Evaluation Criteria:

  • Feasibility: If this gestural interaction can be completed with minimal hiccups and the interactions are easily understood. 

  • Usability: Ensure that the user can perform all of the tasks accurately and without significant delay just by using their hand in the air.

Video of User Testing

Analysis and Reflection

We felt that our Wizard of Oz prototype went pretty well as most of our participants were able to successfully do the gesture without the facilitator telling them. The environmental setup was simple so the participants wouldn’t feel overcrowded or intimidated. According to our success criteria, feasibility, and usability, our gestures were very easy to figure out and our Wizard did a good job by not having a significant delay when a participant made a gesture. 
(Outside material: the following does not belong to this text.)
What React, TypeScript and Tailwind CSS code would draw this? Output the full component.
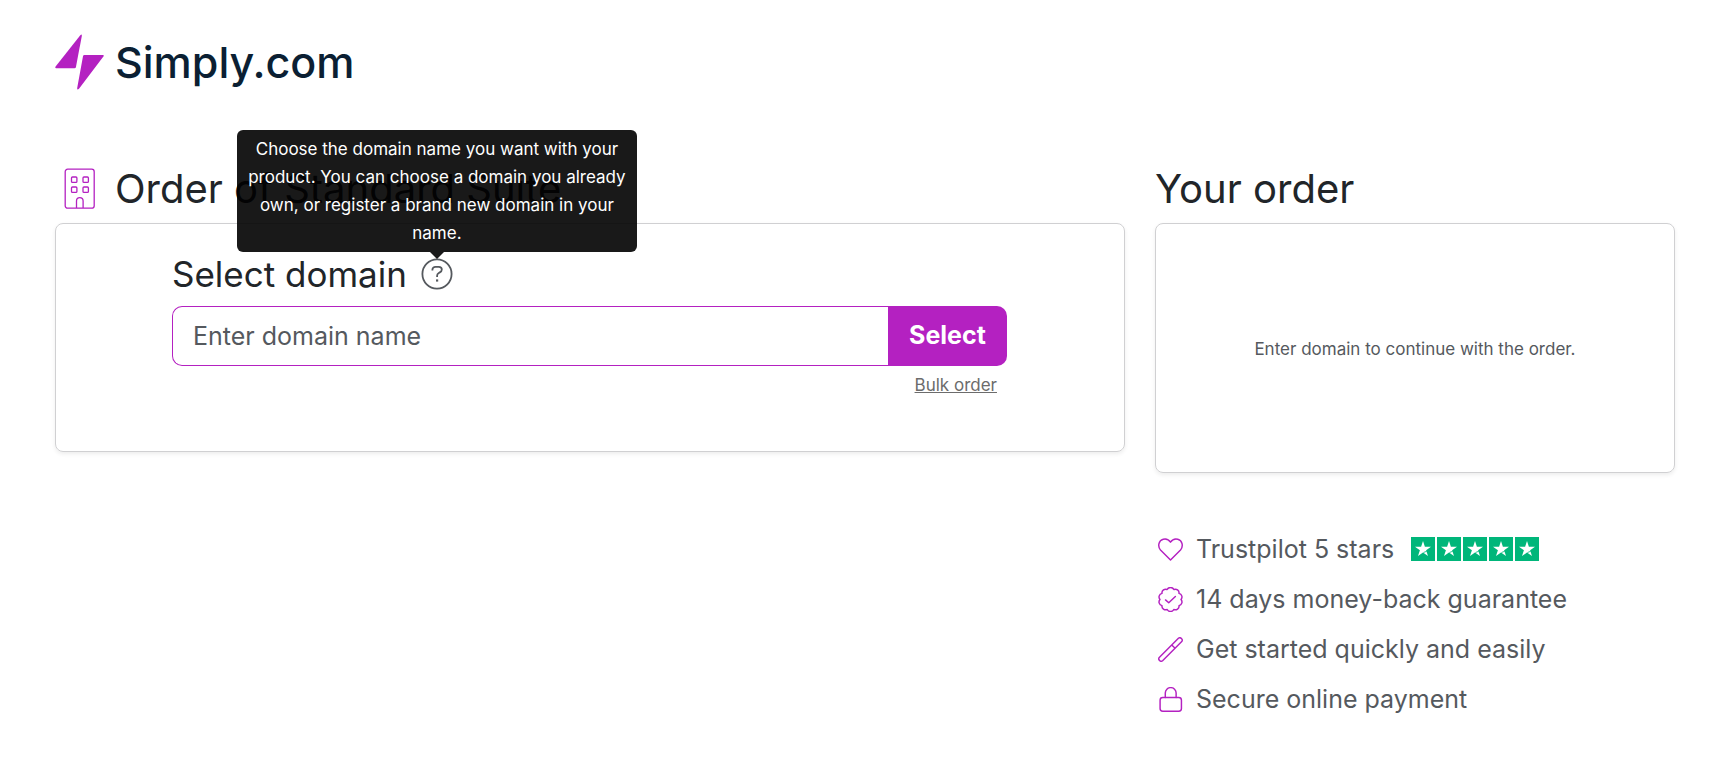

The prototype was effective in achieving the initial goal that we set out to achieve, which was to test the “most intuitive” gestures. We found that overall, the participants had the easiest time intuitively coming up with and understanding the gestures for increasing/decreasing the volume. They all did the same gesture (raising/lowering their hand) and that gesture was the one that we had initially predicted to be the most intuitive. Comparatively, all three users had a different gesture for play/pause.

After presenting in class, feedback indicated that our simulated gesture recognition experience effectively mirrored our envisioned technology, prompting genuine reactions from participants. However, some users were confused when gestures didn't produce the expected results, emphasizing the need for clearer instructions. For example, one participant initially attempted trackpad gestures instead of in-air gestures, highlighting the necessity for clearer guidance. Although participants had clear preferences for gestures, they struggled to devise alternative intuitive options, suggesting further exploration of gesture intuitiveness. Future iterations will involve more in-depth participant engagement and contextual guidance to enhance system clarity and effectiveness, such as considering the user's physical context (standing, in a car, etc.).